On Sun, Aug 16, 2015 at 6:24 PM, Oliver Keyes okeyes@wikimedia.org wrote:
On 16 August 2015 at 04:06, rupert THURNER rupert.thurner@gmail.com wrote:
that is an impressive list, amir. WMF hast its terms of use: https://wikimediafoundation.org/wiki/Terms_of_Use (TOU) . admitted, an illegible monster compared to the simple statements below, like contributor covenant. i honestly do not think that an open movement like the wikimedia movement should invent any new terms, licenses, codes, but influence existing ones. by putting your stuff on the mediawiki.org site you and all contributors are bound to the TOU. and we already see that the many rules contradict each other in little areas, they cannot be updated fast enough without an army of persons. the terms of use e.g. suggest to use CC-BY-SA 3.0, which lead to a collection of law suites in germany, while CC-BY-SA 4.0 would have prevented at least some of them, see here: https://lists.wikimedia.org/pipermail/wikimedia-l/2015-July/078685.html .
I don't understand how the terms of use or copyright license relate in any way to codes of conduct.
If you mean "we should be looking for good examples of existing enforcement mechanisms or language", I absolutely agree, and that is part of what the Code of Conduct is trying to do.

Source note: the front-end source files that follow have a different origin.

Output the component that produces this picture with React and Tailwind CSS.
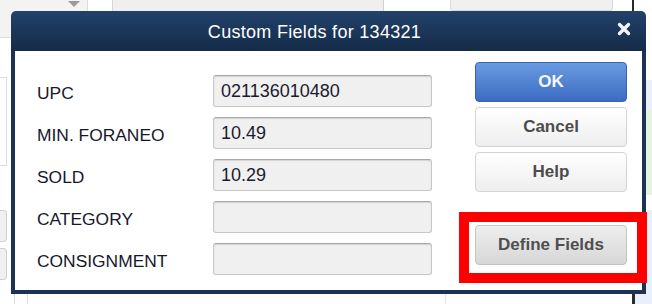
import React from 'react';

const fields = [
    { label: 'UPC', value: '021136010480' },
    { label: 'MIN. FORANEO', value: '10.49' },
    { label: 'SOLD', value: '10.29' },
    { label: 'CATEGORY', value: '' },
    { label: 'CONSIGNMENT', value: '' },
];

const CloseIcon = () => (
    <svg width="14" height="14" viewBox="0 0 14 14">
        <path d="M2.5 2.5 L11.5 11.5 M11.5 2.5 L2.5 11.5" stroke="#f2f4f8" strokeWidth="3.4" strokeLinecap="round" />
    </svg>
);

const DialogButton = ({ children, variant = 'plain', className = '' }) => {
    const styles = {
        primary: 'bg-gradient-to-b from-[#6a9be0] to-[#3c6bc1] border-[#3961b2] text-[#f4f7ff]',
        plain: 'bg-gradient-to-b from-[#ffffff] to-[#eeeeee] border-[#d3d3d3] text-[#4c4c4c]',
        gray: 'bg-gradient-to-b from-[#eeeeee] to-[#d7d7d7] border-[#c4c4c4] text-[#4f4f4f]',
    };
    return (
        <button className={`h-[40px] w-[152px] rounded-[4px] border text-[17px] font-bold flex items-center justify-center ${styles[variant]} ${className}`}>
            {children}
        </button>
    );
};

export default function App() {
    return (
        <div className="relative w-[652px] h-[304px] overflow-hidden bg-white flex flex-col" style={{ fontFamily: '"Liberation Sans", Arial, sans-serif' }}>
            {/* page behind the dialog: top strip */}
            <div className="h-[11px] flex shrink-0">
                <div className="w-[60px] bg-[#f3f3f3]" />
                <div className="w-[27px] bg-[#f3f3f3] flex justify-center">
                    <div className="mt-[1px] w-0 h-0 border-l-[6px] border-r-[6px] border-t-[6px] border-l-transparent border-r-transparent border-t-[#9a9a9a]" />
                </div>
                <div className="w-[25px] bg-white border-l border-[#dcdcdc]" />
                <div className="w-[271px] bg-[#efefef] border-l border-[#d6d6d6]" />
                <div className="w-[67px] bg-white border-l border-[#cfcfcf]" />
                <div className="w-[163px] bg-[#f0f0f0] border border-t-0 border-[#dadada] rounded-b-[3px]" />
                <div className="w-[19px] bg-white" />
                <div className="w-[2px] bg-[#2a2a2a]" />
                <div className="flex-1 bg-white" />
            </div>

            <div className="flex flex-1">
                {/* left strip */}
                <div className="w-[11px] flex flex-col">
                    <div className="h-[27px] bg-[#f3f3f3] border-b border-[#dedede]" />
                    <div className="h-[39px]" />
                    <div className="h-[89px] w-[7px] border-r border-y border-[#dcdcdc] bg-white" />
                    <div className="h-[44px]" />
                    <div className="h-[32px] w-[7px] border-r border-y border-[#cfcfcf] bg-[#f0f0f0] rounded-r-[4px]" />
                    <div className="h-[6px]" />
                    <div className="h-[32px] w-[7px] border-r border-y border-[#cfcfcf] bg-[#f0f0f0] rounded-r-[4px]" />
                </div>

                {/* dialog */}
                <div className="w-[635px] flex flex-col">
                    <div className="h-[40px] rounded-t-[5px] bg-gradient-to-b from-[#22426b] to-[#152b48] flex items-center relative">
                        <div className="flex-1 text-center text-white text-[18px] tracking-[0.3px] pr-[28px] pt-[2px]">
                            Custom Fields for 134321
                        </div>
                        <div className="absolute right-[15px] top-[11px]">
                            <CloseIcon />
                        </div>
                    </div>
                    <div className="flex-1 bg-white border-x-[4px] border-b-[4px] border-[#1c3353] flex">
                        <div className="w-[198px] pl-[22px] pt-[24px] flex flex-col gap-[10px]">
                            {fields.map((f) => (
                                <div key={f.label} className="h-[32px] flex items-center pt-[5px] text-[17.4px] text-[#16182a]">
                                    {f.label}
                                </div>
                            ))}
                        </div>
                        <div className="w-[219px] pt-[24px] flex flex-col gap-[10px]">
                            {fields.map((f) => (
                                <div key={f.label} className="h-[32px] rounded-[3px] border border-[#c6c6c6] border-t-[#a9a9a9] bg-[#f0f0f0] shadow-[inset_0_1px_1px_rgba(0,0,0,0.12)] flex items-center pl-[7px] text-[18px] text-[#1b1b2e]">
                                    {f.value}
                                </div>
                            ))}
                        </div>
                        <div className="pl-[43px] pt-[11px] flex flex-col">
                            <DialogButton variant="primary">OK</DialogButton>
                            <DialogButton className="mt-[5px]">Cancel</DialogButton>
                            <DialogButton className="mt-[5px]">Help</DialogButton>
                            <DialogButton variant="gray" className="mt-[33px]">Define Fields</DialogButton>
                        </div>
                    </div>
                </div>

                {/* right strip */}
                <div className="flex-1 flex flex-col">
                    <div className="h-[69px] bg-white" />
                    <div className="h-[30px] bg-[#e9f0fb]" />
                    <div className="h-[85px] bg-[#e6f3e2]" />
                    <div className="h-[15px] bg-white" />
                    <div className="flex-1 bg-[#e9f0fb]" />
                </div>
            </div>

            {/* bottom strip */}
            <div className="h-[10px] flex shrink-0">
                <div className="w-[14px]" />
                <div className="w-[13px] border-l border-[#d8d8d8]" />
                <div className="w-[418px] border-l border-[#e0e0e0]" />
                <div className="w-[187px] border-l border-[#e4e4e4]" />
                <div className="w-[3px] bg-[#2a2a2a]" />
                <div className="flex-1 bg-[#e9f0fb]" />
            </div>

            {/* red annotation box */}
            <div className="absolute left-[459px] top-[212px] w-[188px] h-[71px] border-[10px] border-[#ff0000]" />
        </div>
    );
}
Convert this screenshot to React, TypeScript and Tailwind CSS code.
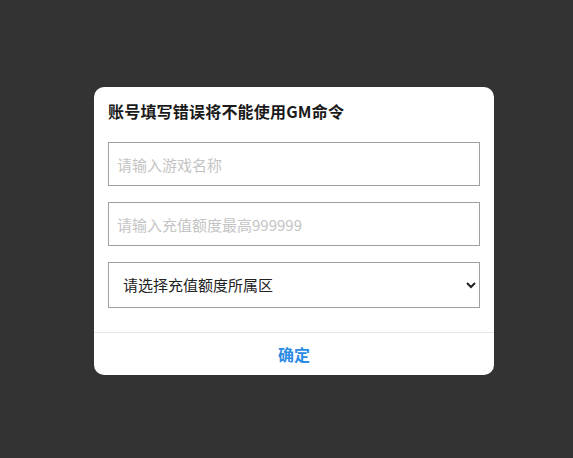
import React from 'react';

const font = "font-['Microsoft_YaHei','Noto_Sans_CJK_SC',sans-serif]";

export default function App() {
    return (
        <div className={`min-h-screen w-full bg-[#333333] pl-[94px] pt-[87px] ${font}`}>
            <div className="w-[400px] h-[288px] bg-white rounded-[10px] flex flex-col overflow-hidden">
                <div className="px-[14px] pt-[12px] flex-1">
                    <h3 className="text-[16px] leading-[24px] font-semibold text-[#1a1a1a] tracking-[0.2px]">
                        账号填写错误将不能使用GM命令
                    </h3>
                    <input
                        type="text"
                        placeholder="请输入游戏名称"
                        className="mt-[19px] block w-full h-[44px] border border-[#a0a0a0] px-[8px] text-[15px] text-[#333] placeholder:text-[#c4c4c4] outline-none"
                    />
                    <input
                        type="text"
                        placeholder="请输入充值额度最高999999"
                        className="mt-[16px] block w-full h-[44px] border border-[#a0a0a0] px-[8px] text-[15px] text-[#333] placeholder:text-[#c4c4c4] outline-none"
                    />
                    <select
                        defaultValue=""
                        className="mt-[16px] block w-full h-[46px] border border-[#a0a0a0] pl-[10px] pr-[4px] pb-[2px] text-[15px] text-[#222] bg-white outline-none"
                    >
                        <option value="" disabled>请选择充值额度所属区</option>
                        <option value="1">一区</option>
                        <option value="2">二区</option>
                    </select>
                </div>
                <div className="border-t border-[#e6e6e6] h-[43px] flex items-center justify-center">
                    <button className="text-[16px] font-semibold text-[#2b8ae4]">确定</button>
                </div>
            </div>
        </div>
    );
}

i mean that we duplicate text in hundreds of slightly differing rules,
guidelines, policies, terms, codes, in different languages. this inflation of texts is very special to the wikimedia movement. my personal expectation would be that movement paid persons do have as main task to reduce the complexity for volunteers, readers, writers, photographers, coders, etc. and as second task, they support innovative techniques. we should not forget it takes time to write stuff, and it takes exponentially more time to read it. if we make a wikimedia policy, it has the potential to be read by 1 billion people. reading policies and writing policies can be considered as waste because it is not the mission of wikipedia, not the mission of WMF :) coming back to the example terms of use, they state: *Civility* – You support a civil environment and do not harass other users. paragraph 4 vastly elaborates on it. a 90% duplicate of the code of conduct. brion, civility _is_ enforced already today by the terms of use, nothing new necessary.
how does this relate to copyright license? directly not really, but i tried to hint that i would expect a technical solution from a technical person. as example where our written rules go wrong i cited the thread about licenses and reuse in commons, in two aspects. ONE, updating a lot of policies is a sisyphus task, and the WMF fails already today. the terms of use include still the old CC license, using the new one would prevent law suits in germany. TWO, you oliver, matt, quim and other technicians, would have the responsibility to come up with technical solutions to exactly this community problem, not paper. can we add metadata to images: https://lists.wikimedia.org/pipermail/wikimedia-l/2015-July/078782.html. problem would be solved by a technical implementation and maybe adapting the license. which, in my biased opinion, has a huge impact and solves the problem at source for 120 million german speaking persons, and probably in many other countries as well.